Con le premesse che abbiamo detto, la COP 28 ha molto stentato a raggiungere un accordo. I più strenui difensori di una linea più coerente verso la progressiva eliminazione del fossile sono stati i Paesi che rischiano di scomparire a causa del riscaldamento globale, sommersi dall’innalzamento dei mari, come Maldive, Samoa e Figi. A proposito di mari, ma la nostra delegazione lo sapeva che l’Italia rischia di perdere non solo Venezia, ma anche tutte le spiagge?
Alla fine, l’OPEC ed al-Jaber sono riusciti a spuntarla, e dal documento finale è stato eliminato il riferimento al “phase out”, cioè all’abbandono del fossile, a favore di due concetti simili, ma più blandi: “transition away” (transizione anziché abbandono) e “global stocktake”, cioè bilancio globale delle fonti energetiche.
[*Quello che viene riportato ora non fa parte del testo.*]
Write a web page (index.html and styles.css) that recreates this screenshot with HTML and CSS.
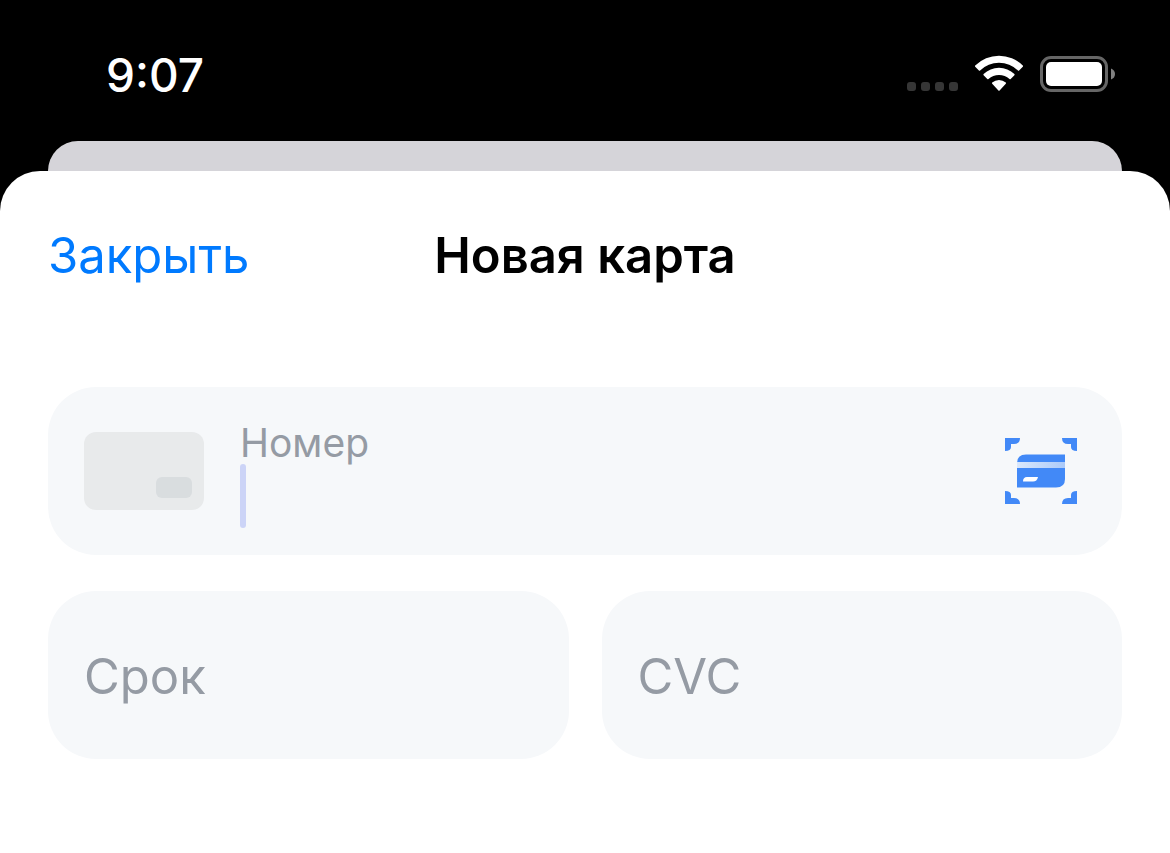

Sembrano finezze semantiche, ma la scelta adottata sottolinea più la prudenza e la lentezza che il coraggio e la rapidità nella transizione energetica. Se no, perché tanta opposizione a due piccole parole? L’importante era evitare che le fonti fossili fossero esplicitamente bandite, pur con l’inevitabile progressività, e che la transizione avesse tempi certi e vincolanti, per quanto gli accordi internazionali possono vincolare le Parti.
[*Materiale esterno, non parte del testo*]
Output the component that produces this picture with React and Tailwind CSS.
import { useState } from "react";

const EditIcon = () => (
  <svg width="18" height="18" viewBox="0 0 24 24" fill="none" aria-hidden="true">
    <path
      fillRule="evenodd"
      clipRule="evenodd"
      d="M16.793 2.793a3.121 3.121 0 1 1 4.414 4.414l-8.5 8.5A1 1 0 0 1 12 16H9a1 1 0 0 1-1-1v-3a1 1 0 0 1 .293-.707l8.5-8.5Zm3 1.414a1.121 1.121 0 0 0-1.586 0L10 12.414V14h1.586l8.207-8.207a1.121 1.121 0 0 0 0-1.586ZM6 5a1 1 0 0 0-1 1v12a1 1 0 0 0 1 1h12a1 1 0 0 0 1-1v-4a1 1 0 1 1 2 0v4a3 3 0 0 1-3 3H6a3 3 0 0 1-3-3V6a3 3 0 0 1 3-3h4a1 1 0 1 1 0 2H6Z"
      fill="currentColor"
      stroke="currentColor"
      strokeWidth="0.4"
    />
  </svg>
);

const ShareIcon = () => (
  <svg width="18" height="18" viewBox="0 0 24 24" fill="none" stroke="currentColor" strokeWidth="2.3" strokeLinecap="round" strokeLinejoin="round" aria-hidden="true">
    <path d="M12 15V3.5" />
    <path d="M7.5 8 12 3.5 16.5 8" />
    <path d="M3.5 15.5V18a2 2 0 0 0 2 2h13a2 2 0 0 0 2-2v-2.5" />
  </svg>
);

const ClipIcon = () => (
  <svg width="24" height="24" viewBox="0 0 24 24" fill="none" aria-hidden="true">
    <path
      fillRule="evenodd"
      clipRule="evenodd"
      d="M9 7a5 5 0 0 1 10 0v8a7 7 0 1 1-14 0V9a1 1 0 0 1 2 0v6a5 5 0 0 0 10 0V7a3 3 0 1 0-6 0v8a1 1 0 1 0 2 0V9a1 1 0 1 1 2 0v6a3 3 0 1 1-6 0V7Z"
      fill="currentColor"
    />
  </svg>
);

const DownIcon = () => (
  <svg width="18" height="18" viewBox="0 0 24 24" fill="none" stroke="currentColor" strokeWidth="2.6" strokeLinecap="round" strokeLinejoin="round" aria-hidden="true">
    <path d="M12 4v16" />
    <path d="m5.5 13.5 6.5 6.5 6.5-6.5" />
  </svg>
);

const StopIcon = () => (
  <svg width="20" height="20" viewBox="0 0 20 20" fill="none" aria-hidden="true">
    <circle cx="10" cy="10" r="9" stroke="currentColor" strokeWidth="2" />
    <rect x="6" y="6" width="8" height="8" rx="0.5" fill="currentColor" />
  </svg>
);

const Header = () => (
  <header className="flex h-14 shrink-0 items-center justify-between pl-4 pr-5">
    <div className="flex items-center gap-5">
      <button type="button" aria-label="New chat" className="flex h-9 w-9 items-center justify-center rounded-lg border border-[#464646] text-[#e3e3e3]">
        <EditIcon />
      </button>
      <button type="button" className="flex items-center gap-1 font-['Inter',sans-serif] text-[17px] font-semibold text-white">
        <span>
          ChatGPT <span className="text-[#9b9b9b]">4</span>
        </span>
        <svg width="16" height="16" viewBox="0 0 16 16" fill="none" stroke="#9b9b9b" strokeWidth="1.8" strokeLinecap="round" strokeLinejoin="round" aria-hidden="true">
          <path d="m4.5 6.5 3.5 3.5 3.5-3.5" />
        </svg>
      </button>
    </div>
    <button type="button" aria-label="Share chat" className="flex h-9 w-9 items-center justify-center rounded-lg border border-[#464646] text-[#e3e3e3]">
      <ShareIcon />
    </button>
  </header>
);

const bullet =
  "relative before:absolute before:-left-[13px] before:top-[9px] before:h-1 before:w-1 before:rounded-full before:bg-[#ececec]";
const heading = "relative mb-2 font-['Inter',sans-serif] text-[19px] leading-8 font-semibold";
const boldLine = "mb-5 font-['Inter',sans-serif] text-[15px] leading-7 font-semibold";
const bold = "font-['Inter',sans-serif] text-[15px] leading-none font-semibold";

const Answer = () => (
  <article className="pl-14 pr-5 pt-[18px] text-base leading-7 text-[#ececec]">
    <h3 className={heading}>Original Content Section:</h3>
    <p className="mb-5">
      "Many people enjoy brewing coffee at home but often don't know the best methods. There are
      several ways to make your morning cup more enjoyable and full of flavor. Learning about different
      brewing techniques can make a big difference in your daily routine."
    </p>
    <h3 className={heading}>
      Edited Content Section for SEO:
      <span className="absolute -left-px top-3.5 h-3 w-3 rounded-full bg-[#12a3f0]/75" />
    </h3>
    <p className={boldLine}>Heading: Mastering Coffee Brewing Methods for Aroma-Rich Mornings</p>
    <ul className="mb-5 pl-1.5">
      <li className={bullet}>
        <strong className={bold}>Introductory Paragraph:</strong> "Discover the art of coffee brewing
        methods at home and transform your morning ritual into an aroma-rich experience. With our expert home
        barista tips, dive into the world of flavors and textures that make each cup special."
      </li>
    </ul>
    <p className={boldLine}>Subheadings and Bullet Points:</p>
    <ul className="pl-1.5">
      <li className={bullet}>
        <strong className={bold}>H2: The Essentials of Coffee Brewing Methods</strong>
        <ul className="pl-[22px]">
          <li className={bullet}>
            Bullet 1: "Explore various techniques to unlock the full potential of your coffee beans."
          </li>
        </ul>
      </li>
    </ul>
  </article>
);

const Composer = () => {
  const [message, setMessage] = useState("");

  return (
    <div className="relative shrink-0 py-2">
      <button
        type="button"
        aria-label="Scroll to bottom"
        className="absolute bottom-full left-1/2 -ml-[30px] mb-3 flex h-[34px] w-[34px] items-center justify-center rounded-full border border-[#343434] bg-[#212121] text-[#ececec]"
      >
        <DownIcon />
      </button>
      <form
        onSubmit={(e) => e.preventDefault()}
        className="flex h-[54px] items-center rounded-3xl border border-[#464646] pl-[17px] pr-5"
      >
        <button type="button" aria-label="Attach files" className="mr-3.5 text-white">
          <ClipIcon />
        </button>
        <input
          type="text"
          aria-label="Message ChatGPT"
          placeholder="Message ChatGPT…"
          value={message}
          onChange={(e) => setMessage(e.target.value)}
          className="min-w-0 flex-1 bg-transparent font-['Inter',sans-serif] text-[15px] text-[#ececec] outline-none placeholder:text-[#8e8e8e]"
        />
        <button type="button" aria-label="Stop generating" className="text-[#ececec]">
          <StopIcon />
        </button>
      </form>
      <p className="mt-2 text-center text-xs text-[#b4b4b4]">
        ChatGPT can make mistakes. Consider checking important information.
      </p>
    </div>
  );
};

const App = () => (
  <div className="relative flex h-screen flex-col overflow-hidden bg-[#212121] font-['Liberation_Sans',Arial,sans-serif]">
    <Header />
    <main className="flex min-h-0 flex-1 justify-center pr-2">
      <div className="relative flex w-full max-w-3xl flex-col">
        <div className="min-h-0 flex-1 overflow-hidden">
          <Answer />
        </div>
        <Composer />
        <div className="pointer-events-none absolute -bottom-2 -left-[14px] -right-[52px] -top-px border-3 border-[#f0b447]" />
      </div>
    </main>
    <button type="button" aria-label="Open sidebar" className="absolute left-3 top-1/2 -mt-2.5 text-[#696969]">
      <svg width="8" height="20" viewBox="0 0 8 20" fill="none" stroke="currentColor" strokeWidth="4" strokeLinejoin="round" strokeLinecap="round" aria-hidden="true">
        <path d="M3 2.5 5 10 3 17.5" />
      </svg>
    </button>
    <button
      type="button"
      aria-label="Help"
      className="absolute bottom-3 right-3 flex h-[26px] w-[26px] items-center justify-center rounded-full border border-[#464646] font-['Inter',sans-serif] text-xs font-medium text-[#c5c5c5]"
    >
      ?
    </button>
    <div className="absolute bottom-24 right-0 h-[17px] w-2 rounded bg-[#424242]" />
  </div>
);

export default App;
Le conclusioni ufficiali sono come sempre trionfalistiche ma, a leggere nella sua interezza il comunicato finale, si scopre che lo sforzo finanziario a livello mondiale è “di gran lunga inferiore” alle necessità reali, confrontando le “promesse” (12,8 miliardi), che non è detto si realizzino tutte, con le reali esigenze, che assommano a migliaia di miliardi.
Simon Stiell, Segretario esecutivo del Climate Change dell’ONU, ha concluso con un appello: “il mio messaggio finale è per le persone comuni che da tutto il mondo alzano la loro voce. Ognuno di voi fa la vera differenza. Nei cruciali anni a venire le vostre voci e la vostra determinazione saranno più importanti che mai. Vi esorto a non cedere mai. Siamo ancora in questa gara. Saremo con voi in ogni singolo passo del cammino”.
Retorica? o consapevolezza che tocca a tutti noi “galline” di agire, perché delle volpi non ci si può del tutto fidare?